En esencia es un artista de la vida, me recita unos versos creados por él mismo, inspirados en la historia de su tierra Federal, viviendo entre sus cerros. También me muestra pequeñas obras de arte que labra en madera, un Tatú Carreta con detalles hermosos en su diseño, una serpiente hecha de un palo torcido, que bajo sus manos cobro identidad. Juan se queda cerca mientras sigo hablando con Natalia, su hija, la generación de su familia que sigue dándole valor a este fabuloso pueblo.
Él es apenas un esbozo de la belleza humana que nació y seguramente descansará bajo el cielo de Los Colorados.
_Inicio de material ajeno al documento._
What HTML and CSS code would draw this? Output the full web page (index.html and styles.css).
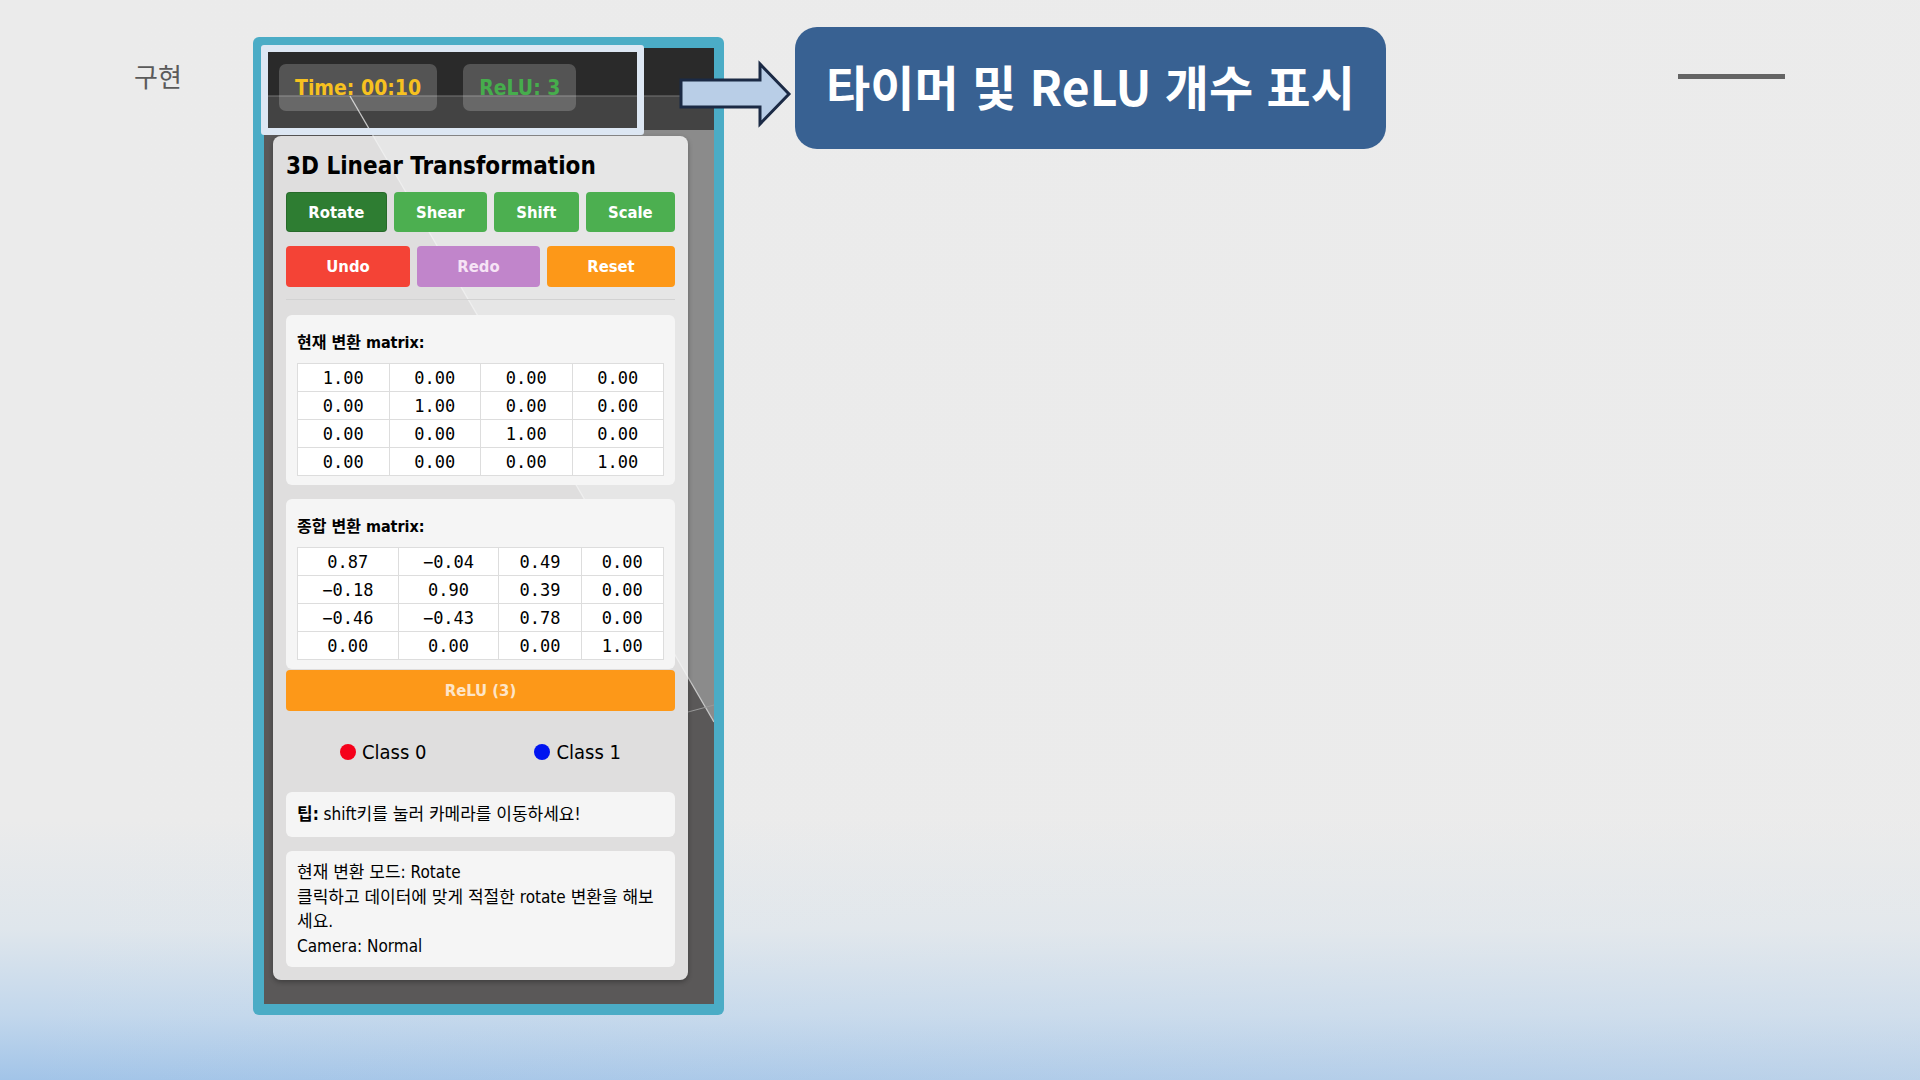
FILE: index.html
```html
<!DOCTYPE html>
<html lang="ko">
<head>
<meta charset="utf-8">
<title>구현</title>
<link rel="stylesheet" href="styles.css">
</head>
<body>
<div class="slide">
  <div class="slide-label">구현</div>

  <div class="device">
    <div class="screen">
      <svg class="scene" viewBox="0 0 450 956" width="450" height="956" aria-hidden="true">
        <rect x="0" y="0" width="450" height="956" fill="#5a5858"/>
        <rect x="0" y="0" width="450" height="48" fill="#2a2a2a"/>
        <rect x="0" y="48" width="450" height="34" fill="#434343"/>
        <polygon points="106,82 450,82 450,674" fill="#8b8b8b"/>
        <line x1="0" y1="48" x2="450" y2="48" stroke="#777" stroke-width="1.2"/>
        <line x1="86" y1="48" x2="450" y2="674" stroke="#c9c9c9" stroke-width="1.3"/>
        <line x1="424" y1="664" x2="450" y2="657" stroke="#9a9a9a" stroke-width="1"/>
      </svg>

      <div class="hud">
        <div class="badge badge-time">Time: 00:10</div>
        <div class="badge badge-relu">ReLU: 3</div>
      </div>

      <div class="panel">
        <h1 class="panel-title">3D Linear Transformation</h1>
        <div class="btn-row">
          <button class="btn btn-green btn-active">Rotate</button>
          <button class="btn btn-green">Shear</button>
          <button class="btn btn-green">Shift</button>
          <button class="btn btn-green">Scale</button>
        </div>
        <div class="btn-row btn-row-2">
          <button class="btn btn-red">Undo</button>
          <button class="btn btn-purple">Redo</button>
          <button class="btn btn-orange">Reset</button>
        </div>
        <hr class="sep">

        <div class="matrix-box">
          <div class="matrix-title">현재 변환 matrix:</div>
          <table class="matrix">
            <tr><td>1.00</td><td>0.00</td><td>0.00</td><td>0.00</td></tr>
            <tr><td>0.00</td><td>1.00</td><td>0.00</td><td>0.00</td></tr>
            <tr><td>0.00</td><td>0.00</td><td>1.00</td><td>0.00</td></tr>
            <tr><td>0.00</td><td>0.00</td><td>0.00</td><td>1.00</td></tr>
          </table>
        </div>

        <div class="matrix-box matrix-box-2">
          <div class="matrix-title">종합 변환 matrix:</div>
          <table class="matrix">
            <tr><td>0.87</td><td>−0.04</td><td>0.49</td><td>0.00</td></tr>
            <tr><td>−0.18</td><td>0.90</td><td>0.39</td><td>0.00</td></tr>
            <tr><td>−0.46</td><td>−0.43</td><td>0.78</td><td>0.00</td></tr>
            <tr><td>0.00</td><td>0.00</td><td>0.00</td><td>1.00</td></tr>
          </table>
        </div>

        <button class="btn btn-relu">ReLU (3)</button>

        <div class="legend">
          <div class="legend-item"><span class="dot dot-red"></span>Class 0</div>
          <div class="legend-item"><span class="dot dot-blue"></span>Class 1</div>
        </div>

        <div class="tip"><b>팁:</b> shift키를 눌러 카메라를 이동하세요!</div>

        <div class="info">
          <div>현재 변환 모드: Rotate</div>
          <div>클릭하고 데이터에 맞게 적절한 rotate 변환을 해보세요.</div>
          <div>Camera: Normal</div>
        </div>
      </div>
    </div>
  </div>

  <div class="highlight"></div>

  <svg class="arrow" viewBox="0 0 120 70" width="120" height="70" aria-hidden="true">
    <polygon points="5,20 84,20 84,4 113,34 84,64 84,47 5,47" fill="#b9cee7" stroke="#1b2a45" stroke-width="3" stroke-linejoin="miter"/>
  </svg>

  <div class="callout"><span class="callout-text">타이머 및 ReLU 개수 표시</span></div>

  <div class="dash"></div>
</div>
</body>
</html>
```

FILE: styles.css
```css
* { box-sizing: border-box; }

html, body {
  margin: 0;
  padding: 0;
  width: 1920px;
  height: 1080px;
  overflow: hidden;
}

body {
  font-family: "DejaVu Sans Condensed", "DejaVu Sans", "Noto Sans CJK KR", sans-serif;
  background:
    linear-gradient(90deg, rgba(236,236,236,0) 0%, rgba(236,236,236,0.35) 100%),
    linear-gradient(180deg, #ebebeb 0%, #ebebeb 76%, #dfe6ec 86%, #c2d7ec 94%, #a2c4e8 100%);
}

.slide {
  position: relative;
  width: 1920px;
  height: 1080px;
}

.slide-label {
  position: absolute;
  left: 134px;
  top: 59px;
  font-family: "Noto Sans CJK KR", sans-serif;
  font-weight: 400;
  font-size: 26px;
  line-height: 34px;
  color: #5a5a5a;
}

/* device frame */
.device {
  position: absolute;
  left: 253px;
  top: 37px;
  width: 471px;
  height: 978px;
  background: #4bacc6;
  border-radius: 6px;
  padding: 11px 10px 11px 11px;
}

.screen {
  position: relative;
  width: 450px;
  height: 956px;
  overflow: hidden;
  display: flex;
  flex-direction: column;
  align-items: flex-start;
}

.scene {
  position: absolute;
  left: 0;
  top: 0;
  display: block;
}

.hud {
  position: relative;
  display: flex;
  gap: 26px;
  padding: 16px 15px 0;
}

.badge {
  height: 47px;
  padding: 0 16px;
  display: flex;
  align-items: center;
  justify-content: center;
  white-space: nowrap;
  border-radius: 7px;
  background: rgba(255,255,255,0.2);
  font-weight: 700;
  font-size: 21px;
}
.badge-time { color: #f6c120; min-width: 157px; }
.badge-relu { color: #46ad4c; min-width: 112px; }

/* control panel */
.panel {
  position: relative;
  margin: 25px 0 0 9px;
  width: 415px;
  padding: 15px 13px 13px;
  background: rgba(245,245,245,0.86);
  border-radius: 8px;
  box-shadow: 0 2px 5px rgba(0,0,0,0.3);
  color: #000;
}

.panel-title {
  margin: 0 0 11px;
  font-size: 24px;
  line-height: 30px;
  font-weight: 700;
}

.btn-row {
  display: flex;
  gap: 7px;
}
.btn-row-2 { margin-top: 14px; }

.btn {
  flex: 1 1 auto;
  height: 40px;
  padding: 0 8px;
  border: 0;
  border-radius: 4px;
  color: #fff;
  font-family: inherit;
  font-weight: 700;
  font-size: 16.5px;
}
.btn-row-2 .btn { height: 41px; }

.btn-green { background: #4caf50; }
.btn-active { background: #2e7d32; box-shadow: inset 0 0 0 1px rgba(0,0,0,0.15); }
.btn-red { background: #f44336; }
.btn-purple { background: #c185cb; color: #f6e3f5; }
.btn-orange { background: #fd9818; }

.sep {
  margin: 12px 0 15px;
  border: 0;
  height: 1px;
  background: #d2d2d2;
}

.matrix-box {
  background: #f5f5f5;
  border-radius: 6px;
  padding: 16px 11px 9px;
}
.matrix-box-2 { margin-top: 14px; }

.matrix-title {
  font-size: 16px;
  line-height: 24px;
  font-weight: 700;
  margin-bottom: 8px;
}

.matrix {
  width: 100%;
  border-collapse: collapse;
  background: #fff;
}
.matrix td {
  border: 1px solid #dddddd;
  padding: 0 2px;
  height: 28px;
  line-height: 26px;
  text-align: center;
  font-family: "DejaVu Sans Mono", "Liberation Mono", monospace;
  font-size: 17px;
  color: #000;
}

.btn-relu {
  display: block;
  width: 100%;
  margin-top: 1px;
  height: 41px;
  background: #fd9818;
  color: #fde5c8;
}

.legend {
  height: 81px;
  display: flex;
  justify-content: space-around;
  align-items: center;
}
.legend-item {
  display: flex;
  align-items: center;
  gap: 6px;
  font-size: 20px;
  color: #000;
}
.dot {
  width: 16px;
  height: 16px;
  border-radius: 50%;
  display: inline-block;
}
.dot-red { background: #f5001a; }
.dot-blue { background: #0014f0; }

.tip {
  background: #f5f5f5;
  border-radius: 6px;
  padding: 11px 11px;
  font-size: 17px;
  line-height: 23px;
}

.info {
  margin-top: 14px;
  background: #f5f5f5;
  border-radius: 6px;
  padding: 9px 11px;
  font-size: 17px;
  line-height: 24.5px;
}

/* slide annotations */
.highlight {
  position: absolute;
  left: 261px;
  top: 45px;
  width: 383px;
  height: 90px;
  border: 7px solid #dde7f3;
  border-radius: 3px;
}

.arrow {
  position: absolute;
  left: 676px;
  top: 60px;
  display: block;
}

.callout {
  position: absolute;
  left: 795px;
  top: 27px;
  width: 591px;
  height: 122px;
  background: #386192;
  border-radius: 22px;
  display: flex;
  align-items: center;
  justify-content: center;
  padding-bottom: 6px;
}
.callout-text {
  white-space: nowrap;
  font-family: "Noto Sans CJK KR", sans-serif;
  font-weight: 700;
  font-size: 48px;
  line-height: 60px;
  color: #fff;
}

.dash {
  position: absolute;
  left: 1678px;
  top: 74px;
  width: 107px;
  height: 5px;
  background: #646464;
}
```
Un grato heredero de la historia más pura y me fascina contarla. "Si ustedes me preguntan quién dibujo esas sierras, y le dio esas formas tan bellas, yo les diré que con el tiempo las dibujan los aguaceros, y las van lijando el viento", Juan P.
Si visitan los Colorados, no se pierdan conocer a Juan, es un plus del parque, trasmite magia al hablar, pidan unas ricas empanadas árabes, y siéntense en la esquina del pueblito, frente a la escuela, que está al lado de la capilla, el viento sopla amable ahí, y el perfume de jarilla ingresa hasta el alma, compren las cremas naturales que hacen sus mujeres, y llévense una escultura de madera labrada por Juan… para no olvidar que existe un rincón Riojano que tiene herederos de raza pura. ¡No se van Arrepentir!